→ **Instruction**
Retype only the lines running from the beginning of the entries below to the line with "import React from", both included. Do not include pictures.

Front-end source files
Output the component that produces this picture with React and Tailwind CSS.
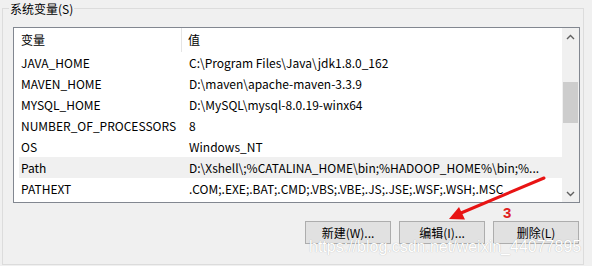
import React from "react";

const ROWS = [
  { name: "JAVA_HOME", value: "C:\\Program Files\\Java\\jdk1.8.0_162" },
  { name: "MAVEN_HOME", value: "D:\\maven\\apache-maven-3.3.9" },
  { name: "MYSQL_HOME", value: "D:\\MySQL\\mysql-8.0.19-winx64" },
  { name: "NUMBER_OF_PROCESSORS", value: "8" },
  { name: "OS", value: "Windows_NT" },
  {
    name: "Path",
    value: "D:\\Xshell\\;%CATALINA_HOME\\bin;%HADOOP_HOME%\\bin;%...",
    selected: true,
  },
  {
    name: "PATHEXT",
    value: ".COM;.EXE;.BAT;.CMD;.VBS;.VBE;.JS;.JSE;.WSF;.WSH;.MSC",
  },
];

const Chevron = ({ up }) => (
  <svg width="9" height="6" viewBox="0 0 9 6" className="text-[#606060]">
    <polyline
      points={up ? "1,5 4.5,1.5 8,5" : "1,1 4.5,4.5 8,1"}
      fill="none"
      stroke="currentColor"
      strokeWidth="1.4"
    />
  </svg>
);

const App = () => {
  return (
    <div className="relative w-[592px] h-[266px] overflow-hidden bg-[#f0f0f0] pt-[8px] text-black font-['Noto_Sans_CJK_SC',sans-serif] text-[12px] leading-[16px]">
      {/* Group box */}
      <div className="ml-[2px] w-[582px] h-[257px] border border-[#dcdcdc] pl-[10px] pr-[3px]">
        <div className="-mt-[9px] -ml-[4px] w-fit bg-[#f0f0f0] px-[1px] leading-[18px]">
          系统变量(S)
        </div>

        {/* List view */}
        <div className="mt-[9px] h-[176px] border border-[#828790] bg-white flex">
          <div className="flex-1 min-w-0 overflow-hidden">
            {/* Header */}
            <div className="flex h-[24px] items-center">
              <div className="w-[168px] pl-[7px] h-full flex items-center border-r border-[#e5e5e5]">
                变量
              </div>
              <div className="pl-[6px]">值</div>
            </div>

            {/* Rows */}
            {ROWS.map((r) => (
              <div
                key={r.name}
                className={`ml-[5px] flex h-[21px] items-center whitespace-nowrap ${
                  r.selected ? "bg-[#f0f0f0]" : ""
                }`}
              >
                <div className="w-[163px] shrink-0 pl-[2px]">{r.name}</div>
                <div className="pl-[7px]">{r.value}</div>
              </div>
            ))}
          </div>

          {/* Scrollbar */}
          <div className="w-[17px] shrink-0 bg-[#f0f0f0] flex flex-col">
            <div className="h-[17px] flex items-center justify-center">
              <Chevron up />
            </div>
            <div className="flex-1 px-[1px]">
              <div className="mt-[37px] h-[41px] bg-[#cdcdcd]" />
            </div>
            <div className="h-[17px] flex items-center justify-center">
              <Chevron />
            </div>
          </div>
        </div>

        {/* Buttons */}
        <div className="mt-[18px] mr-[1px] flex justify-end gap-[8px]">
          {["新建(W)...", "编辑(I)...", "删除(L)"].map((label) => (
            <button
              key={label}
              className="w-[86px] h-[23px] bg-[#e1e1e1] border border-[#adadad] text-[12px] leading-none"
            >
              {label}
            </button>
          ))}
        </div>
      </div>

      {/* Annotation arrow */}
      <svg
        className="absolute left-0 top-0 pointer-events-none"
        width="592"
        height="266"
      >
        <line
          x1="544"
          y1="178"
          x2="461"
          y2="213"
          stroke="#e81414"
          strokeWidth="3"
          strokeLinecap="round"
        />
        <polygon points="449,219 465,219.5 459,207" fill="#e81414" />
      </svg>
      <div className="absolute left-[503px] top-[205px] text-[15px] leading-[16px] font-bold text-[#e02020] font-['Liberation_Sans',sans-serif]">
        3
      </div>

      {/* Watermark */}
      <div className="absolute left-[309px] top-[238px] text-[16px] leading-[18px] text-white font-['Liberation_Sans',sans-serif] [text-shadow:0_0_1px_rgba(0,0,0,0.3)] pointer-events-none">
        https://blog.csdn.net/weixin_44077895
      </div>
    </div>
  );
};

export default App;
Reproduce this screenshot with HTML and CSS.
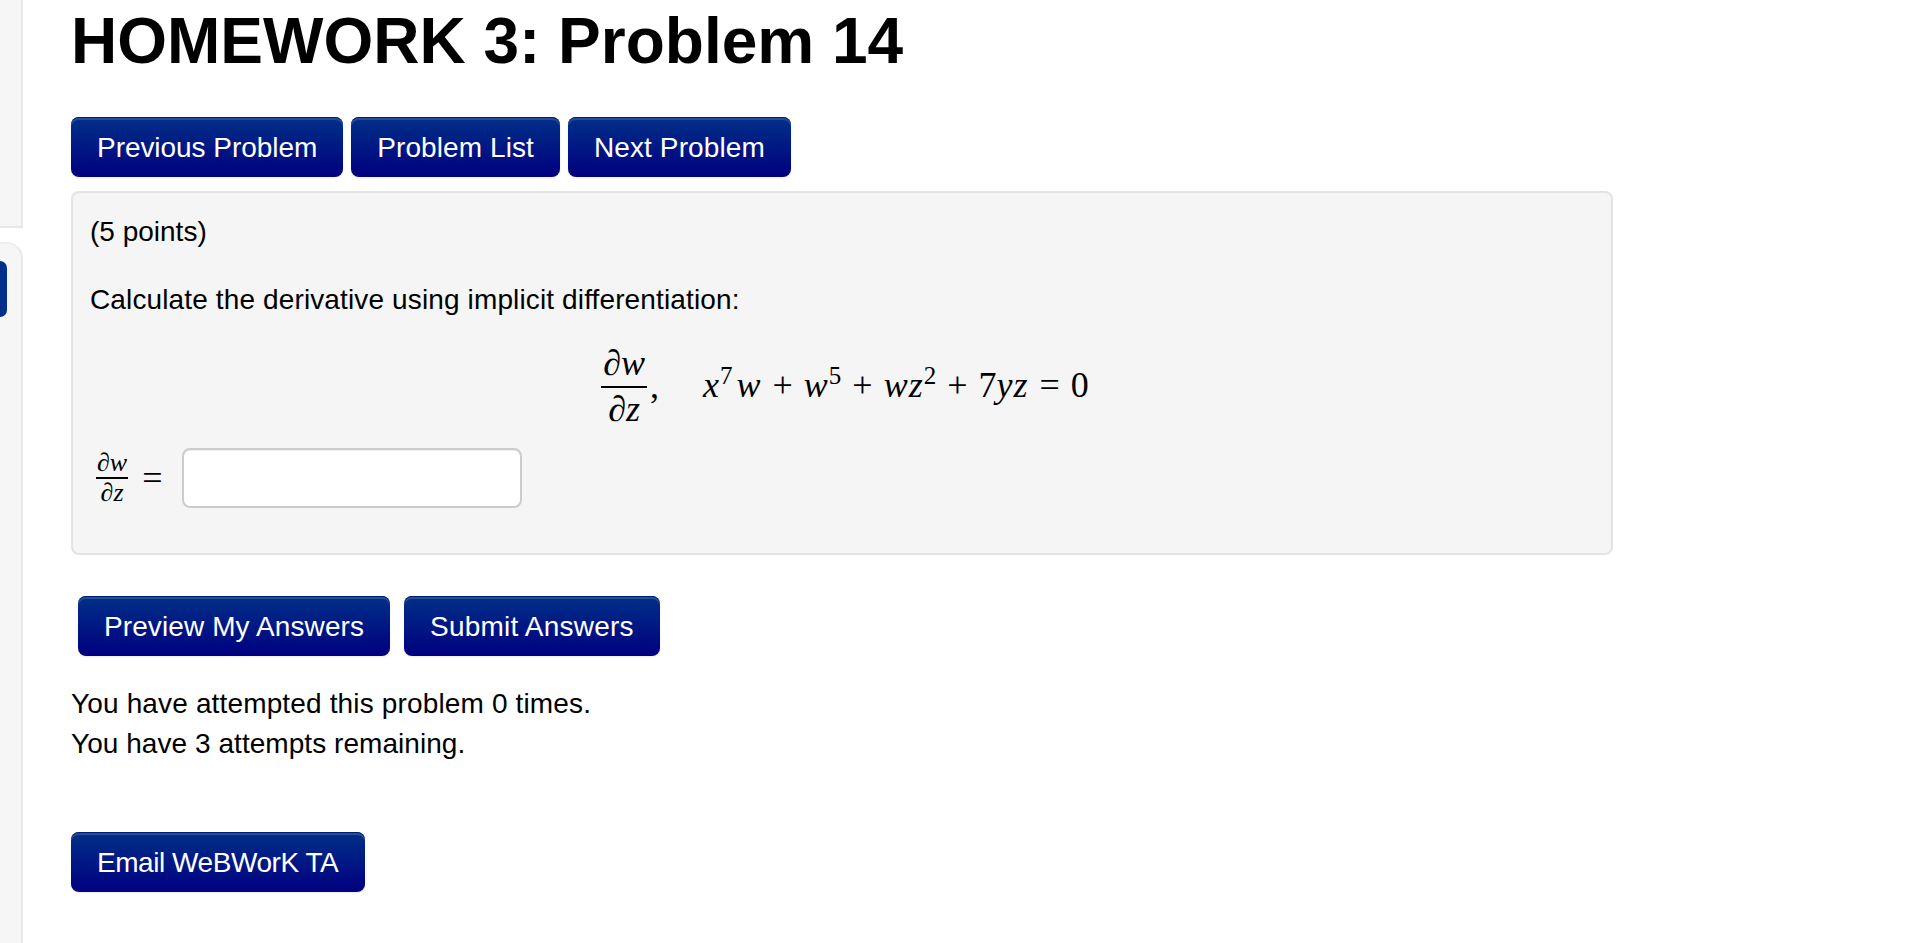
FILE: index.html
```html
<!DOCTYPE html>
<html lang="en">
  <head>
    <meta charset="UTF-8" />
    <title>HOMEWORK 3: Problem 14</title>
    <link rel="stylesheet" href="styles.css">
  </head>
  <body>
    <aside class="sidebar">
      <div class="side-box"></div>
      <div class="side-menu">
        <div class="side-tab"></div>
      </div>
    </aside>
    <main class="content">
      <h1>HOMEWORK 3: Problem 14</h1>
      <div class="nav-buttons">
        <a class="btn btn-prev" href="#">Previous Problem</a>
        <a class="btn" href="#">Problem List</a>
        <a class="btn" href="#">Next Problem</a>
      </div>
      <div class="well">
        <p class="points">(5 points)</p>
        <p class="question">Calculate the derivative using implicit differentiation:</p>
        <div class="math-display">
          <span class="frac">
            <span class="frac-num">∂w</span>
            <span class="frac-den">∂z</span>
          </span>
          <span class="comma">,</span>
          <span class="equation"><i>x</i><sup>7</sup><i class="after-sup">w</i><span class="op">+</span><i>w</i><sup>5</sup><span class="op">+</span><i>wz</i><sup class="tight">2</sup><span class="op">+</span>7<i>yz</i><span class="op">=</span>0</span>
        </div>
        <div class="answer-row">
          <span class="frac frac-small">
            <span class="frac-num">∂w</span>
            <span class="frac-den">∂z</span>
          </span>
          <span class="equals">=</span>
          <input class="answer" type="text">
        </div>
      </div>
      <div class="submit-buttons">
        <button class="btn">Preview My Answers</button>
        <button class="btn btn-submit">Submit Answers</button>
      </div>
      <div class="attempts">
        <div>You have attempted this problem 0 times.</div>
        <div class="attempts-left">You have 3 attempts remaining.</div>
      </div>
      <a class="btn btn-email" href="#">Email WeBWorK TA</a>
    </main>
  </body>
</html>
```

FILE: styles.css
```css
body {
  margin: 0;
  display: flex;
  min-height: 100vh;
  background: #fff;
  color: #000;
  font-family: "Liberation Sans", Arial, sans-serif;
  font-size: 28px;
  line-height: 40px;
  overflow: hidden;
}

.sidebar {
  width: 23px;
  display: flex;
  flex-direction: column;
  gap: 14px;
}

.side-box {
  height: 226px;
  background: #f6f6f6;
  border-right: 2px solid #e8e8e8;
  border-bottom: 2px solid #e8e8e8;
}

.side-menu {
  flex: 1;
  padding-top: 17px;
  background: #f6f6f6;
  border-top: 2px solid #eee;
  border-right: 2px solid #e8e8e8;
  border-top-right-radius: 16px;
}

.side-tab {
  width: 7px;
  height: 56px;
  background: #003087;
  border-radius: 0 10px 10px 0;
}

.content {
  padding-left: 48px;
  width: 1542px;
}

h1 {
  margin: 0 0 35px;
  font-size: 64px;
  line-height: 82px;
  font-weight: bold;
}

.btn {
  display: inline-block;
  box-sizing: border-box;
  height: 60px;
  padding: 2px 26px 0;
  font-family: inherit;
  font-size: 28px;
  line-height: 58px;
  letter-spacing: 0.1px;
  color: #fff;
  text-decoration: none;
  background: linear-gradient(#003087, #000080);
  border: 0;
  border-radius: 8px;
  box-shadow: inset 0 1px 0 #00206f, inset 0 3px 0 rgba(255, 255, 255, 0.15), 0 1px 2px rgba(0, 0, 0, 0.08);
}

.btn-prev {
  letter-spacing: -0.05px;
}

.btn-submit {
  letter-spacing: 0.2px;
}

.nav-buttons {
  display: flex;
  gap: 8px;
  margin-bottom: 14px;
}

.well {
  box-sizing: border-box;
  height: 364px;
  padding: 19px 17px;
  background: #f5f5f5;
  border: 2px solid #e3e3e3;
  border-radius: 8px;
}

.points {
  margin: 0 0 27px;
}

.question {
  margin: 0 0 23px;
  padding-top: 1px;
  letter-spacing: 0.13px;
}

.math-display {
  display: flex;
  justify-content: center;
  align-items: center;
  padding-left: 6px;
  font-family: "Liberation Serif", "Times New Roman", serif;
  font-size: 36px;
}

.frac {
  display: inline-flex;
  flex-direction: column;
  align-items: center;
  font-style: italic;
}

.frac-num {
  padding: 0 2px 3px;
  border-bottom: 2px solid #000;
}

.frac-den {
  padding-top: 1px;
}

.comma {
  margin: 0 44px 0 3px;
}

.equation {
  margin-bottom: 2px;
}

.equation i {
  letter-spacing: 1px;
}

.equation sup {
  font-size: 25px;
  line-height: 0;
}

.after-sup {
  margin-left: 4px;
}

.op {
  margin: 0 11px;
}

.answer-row {
  display: flex;
  align-items: center;
  margin-top: 19px;
  font-family: "Liberation Serif", "Times New Roman", serif;
}

.frac-small {
  font-size: 26px;
  line-height: 28px;
  margin-left: 6px;
}

.frac-small .frac-num {
  padding: 0 1px 0;
}

.frac-small .frac-den {
  padding-top: 0;
}

.equals {
  margin: 0 19px 0 14px;
  font-size: 36px;
}

.answer {
  box-sizing: border-box;
  width: 340px;
  height: 60px;
  padding: 0 12px;
  background: #fff;
  border: 2px solid #ccc;
  border-radius: 8px;
  box-shadow: inset 0 1px 1px rgba(0, 0, 0, 0.075);
}

.submit-buttons {
  display: flex;
  gap: 14px;
  margin: 41px 0 0 7px;
}

.attempts {
  margin-top: 28px;
  letter-spacing: 0.15px;
}

.attempts-left {
  letter-spacing: 0.05px;
}

.btn-email {
  margin-top: 68px;
  padding-right: 27px;
  letter-spacing: -0.45px;
}
```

→ **Written response**
Output the component that produces this picture with React and Tailwind CSS.
import React from "react";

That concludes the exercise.